For this purpose, several additional features are now introduced into the format of a readouts.dat file, though in such a way that the same original format may be used when using the readouts.dat file for its primary purpose.

These features are as follows, all being defined only when the first character of the line is an ASTERISK: the definitions being based upon the second character of the line when the first character of the line is an ASTERISK.

*[

On a line starting *[ the text after the second character, if there is any, can be used in the source string of an XLIFF trans-unit element.

As conversion of a localization line of a readouts.dat file to XLIFF coding takes place, the latest use of a *[ line indicates which string should be used in the source string of the XLIFF trans-unit element related to that localization line.

For example

*[en-GB

Please note that no quotation marks are used in the *[ line.

*]

On a line starting *] the text after the second character, if there is any, can be used in the target string of an XLIFF trans-unit element.

As conversion of a localization line of a readouts.dat file to XLIFF coding takes place, the latest use of a *] line indicates which string should be used in the target string of the XLIFF trans-unit element related to that localization line.

For example

*]en-GB

Please note that in the original use for a readouts.dat file there would only be one use of *] in the file, at the start of the file before any localization lines.

There might not be any use of a *[ in the file if the source is pictograph symbols such as emoji.


As I learn which information that could be in comments in a readouts.dat file that could usefully be formatted so as to facilitate automated transfer into an XLIFF file, I may define other features, for example lines in a readouts.dat file that start with *{ and *} and maybe *_ and, if needed, some others as well.

William Overington

5 May 2014

Regarding the above referenced document.

Some readers might like to try the following.

On the following web page,

http://www.unicode.org/L2/L-curdoc.htm

please find the link about document L2/14-093 and note that there is a link

Snapshot; HTML version

and clicking that link leads to working draft 4 dated 2013-06-09, though maybe 2014-06-09 is intended as it is now version 4.

That draft no longer mentions read-out labels yet does refer to a TTS name, meaning text-to-speech.

I noticed that in particular: there appear to be other changes in the document as well.

William Overington

20 June 2014

There are lots of new encoding proposals linked from the following page.

http://www.unicode.org/L2/L-curdoc.htm

Some readers might like to view my contribution in the Other Reports section of the following document that is linked from that page.

http://www.unicode.org/L2/L2015/15019-pubrev.html

William Overington

3 February 2015

The following document is interesting.

http://www.unicode.org/L2/L2016/16008r3-custom-emoji.pdf

Can these customized items be implemented using FontCreator?

Please note in particular the Private Use section, which seems to open up vast amounts of coding space for private use, with graceful display of a fallback character if the private encoding is not recognized.

I am wondering whether it is possible to use such a coding on web pages using a webfont.

William Overington

30 January 2016

I found the following web page yesterday.

http://grouplens.org/blog/investigating-the-potential-for-miscommunication-using-emoji/

There is a pdf document linked from that page.

http://grouplens.org/site-content/uploads/Emoji_Interpretation.pdf

That pdf document appears to be the substantial document about the research.

The research is very interesting in relation to fonts as it includes some research on miscommunication that can be caused by the emoji fonts on different devices having different designs of the glyph for the same character code.

So the person sending a message may see, for a particular emoji character, one design of glyph and the recipient see a different design of glyph; and in some cases the different designs are being interpreted as having a different intended meaning.

I notice that they mention the Oxford Dictionary in relation to emoji.
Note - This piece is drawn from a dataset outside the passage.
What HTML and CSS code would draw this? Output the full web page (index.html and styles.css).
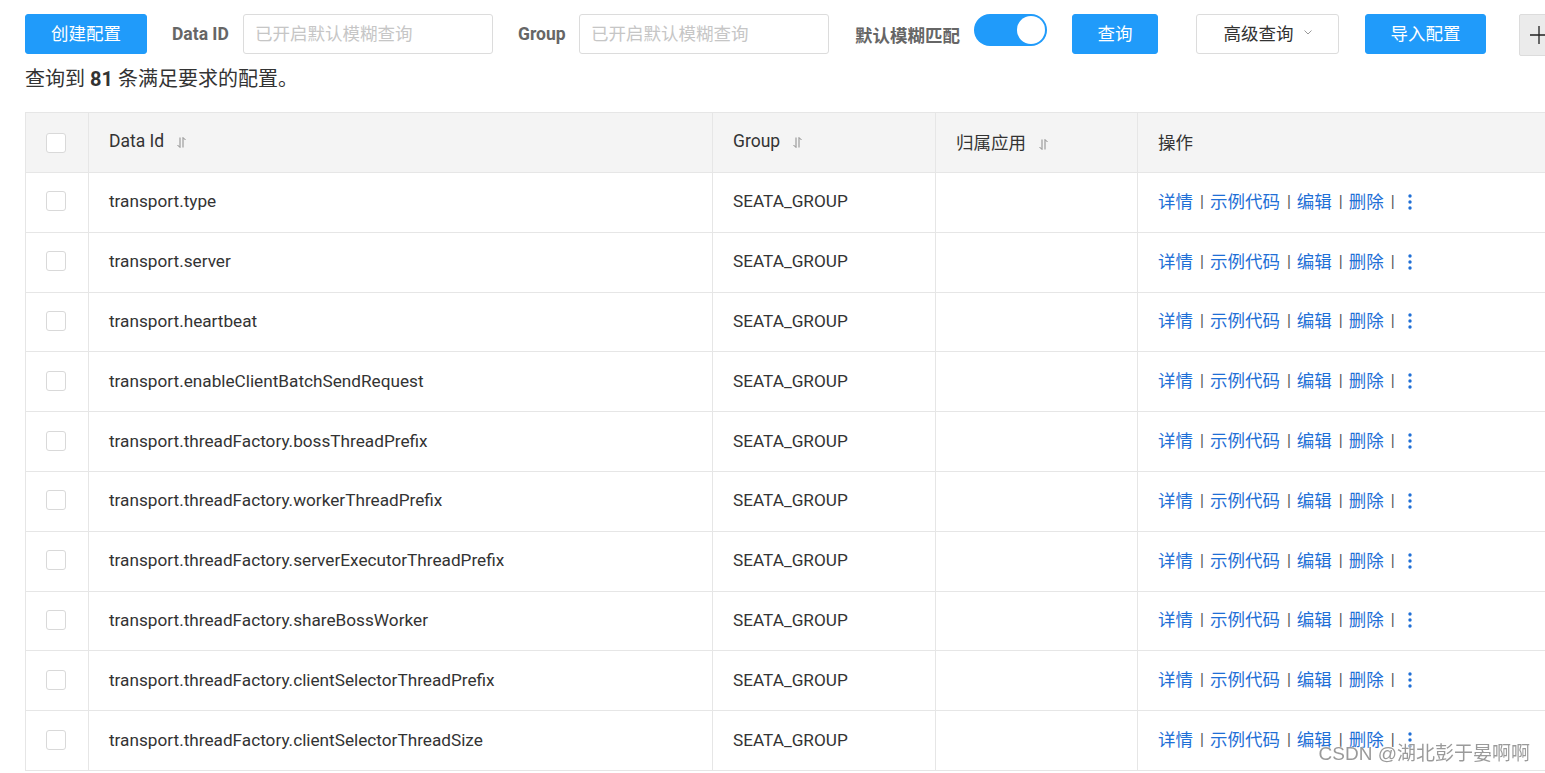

I had not known about that.

http://blog.oxforddictionaries.com/2015/11/word-of-the-year-2015-emoji/

There is a video on the above page as well.

William Overington

14 April 2016

I have just noticed the following document, Jurassic Emoji Proposal.
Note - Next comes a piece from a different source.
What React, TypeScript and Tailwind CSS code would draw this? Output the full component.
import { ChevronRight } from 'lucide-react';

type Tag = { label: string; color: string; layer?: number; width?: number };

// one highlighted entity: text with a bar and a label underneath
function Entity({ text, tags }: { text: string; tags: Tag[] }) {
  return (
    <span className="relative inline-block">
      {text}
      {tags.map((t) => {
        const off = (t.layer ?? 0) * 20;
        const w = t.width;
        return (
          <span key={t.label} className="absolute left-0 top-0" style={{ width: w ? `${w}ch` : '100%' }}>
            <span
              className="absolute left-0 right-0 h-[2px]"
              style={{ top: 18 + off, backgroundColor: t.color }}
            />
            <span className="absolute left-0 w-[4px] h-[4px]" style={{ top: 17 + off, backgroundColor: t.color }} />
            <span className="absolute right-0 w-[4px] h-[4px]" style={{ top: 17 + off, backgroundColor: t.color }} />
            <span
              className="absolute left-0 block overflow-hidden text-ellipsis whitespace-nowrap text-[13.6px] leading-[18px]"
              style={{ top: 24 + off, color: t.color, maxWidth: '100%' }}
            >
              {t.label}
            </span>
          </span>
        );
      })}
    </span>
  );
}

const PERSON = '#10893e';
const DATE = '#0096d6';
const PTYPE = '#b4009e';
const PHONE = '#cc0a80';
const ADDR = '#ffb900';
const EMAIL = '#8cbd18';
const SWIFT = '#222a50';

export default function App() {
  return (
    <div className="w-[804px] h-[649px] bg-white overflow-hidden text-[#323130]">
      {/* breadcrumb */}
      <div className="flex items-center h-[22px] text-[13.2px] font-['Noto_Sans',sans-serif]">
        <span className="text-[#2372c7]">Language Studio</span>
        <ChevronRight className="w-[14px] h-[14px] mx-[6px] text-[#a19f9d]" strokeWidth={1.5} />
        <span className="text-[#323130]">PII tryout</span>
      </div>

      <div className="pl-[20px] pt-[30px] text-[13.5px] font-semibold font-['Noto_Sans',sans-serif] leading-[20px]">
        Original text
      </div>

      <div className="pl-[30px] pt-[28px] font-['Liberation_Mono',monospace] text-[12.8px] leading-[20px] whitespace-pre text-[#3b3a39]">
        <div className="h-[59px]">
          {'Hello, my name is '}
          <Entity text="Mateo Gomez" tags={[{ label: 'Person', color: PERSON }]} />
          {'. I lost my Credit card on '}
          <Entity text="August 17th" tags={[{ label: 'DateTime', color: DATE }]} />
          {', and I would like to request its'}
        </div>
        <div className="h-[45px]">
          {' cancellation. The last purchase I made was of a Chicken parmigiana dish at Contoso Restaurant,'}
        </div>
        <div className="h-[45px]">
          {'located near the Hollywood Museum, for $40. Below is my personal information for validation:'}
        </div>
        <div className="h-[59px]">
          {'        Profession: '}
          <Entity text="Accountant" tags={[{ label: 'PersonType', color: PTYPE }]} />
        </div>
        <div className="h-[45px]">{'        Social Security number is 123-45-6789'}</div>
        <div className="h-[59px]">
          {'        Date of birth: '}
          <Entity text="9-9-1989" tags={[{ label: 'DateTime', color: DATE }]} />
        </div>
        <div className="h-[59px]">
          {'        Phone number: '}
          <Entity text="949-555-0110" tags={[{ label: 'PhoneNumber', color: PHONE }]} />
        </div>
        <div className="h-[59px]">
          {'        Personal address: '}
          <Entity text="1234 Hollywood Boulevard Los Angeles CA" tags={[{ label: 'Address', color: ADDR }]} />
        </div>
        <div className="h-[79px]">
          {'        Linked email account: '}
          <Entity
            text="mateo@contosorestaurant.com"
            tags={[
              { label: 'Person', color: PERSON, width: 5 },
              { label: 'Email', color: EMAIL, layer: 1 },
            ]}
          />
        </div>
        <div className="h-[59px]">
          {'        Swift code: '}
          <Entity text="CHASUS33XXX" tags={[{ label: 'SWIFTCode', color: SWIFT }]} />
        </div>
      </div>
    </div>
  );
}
http://www.unicode.org/L2/L2016/16072-jurassic-emoji.pdf

It is available from the following web page.

http://www.unicode.org/L2/L-curdoc.htm

An interesting quote from the document.

quote

On a figurative level, the brontosaurus may be used to indicate that someone is sweet, or that someone is particularly clueless.

end quote

That seems very ambiguous! :slight_smile:

William Overington

Friday 15 April 2016

This looks fascinating. It is emoji-related, though not totally about emoji.

http://www.unicode.org/L2/L2016/16105-unicode-image-hash.pdf

It is linked from the following web page.

http://www.unicode.org/L2/L-curdoc.htm

William Overington

Tuesday 3 May 2016

I have noticed the following document.

http://www.unicode.org/L2/L2016/16128-additional-emoji-selection-factor.pdf

It is available linked from the following web page.

http://www.unicode.org/L2/L-curdoc.htm

William Overington

Saturday 7 May 2016

I have submitted some feedback about emoji-related proposals to the Unicode Technical Committee.

They are in the following document.

http://www.unicode.org/L2/L2016/16123-pubrev.html

It is linked from the following page.

http://www.unicode.org/L2/L-curdoc.htm

There is feedback on two topics, namely the following.

Feedback on Jurassic Emoji proposal

Feedback on Coded Hashes of Arbitrary Images proposal

William Overington

7 May 2016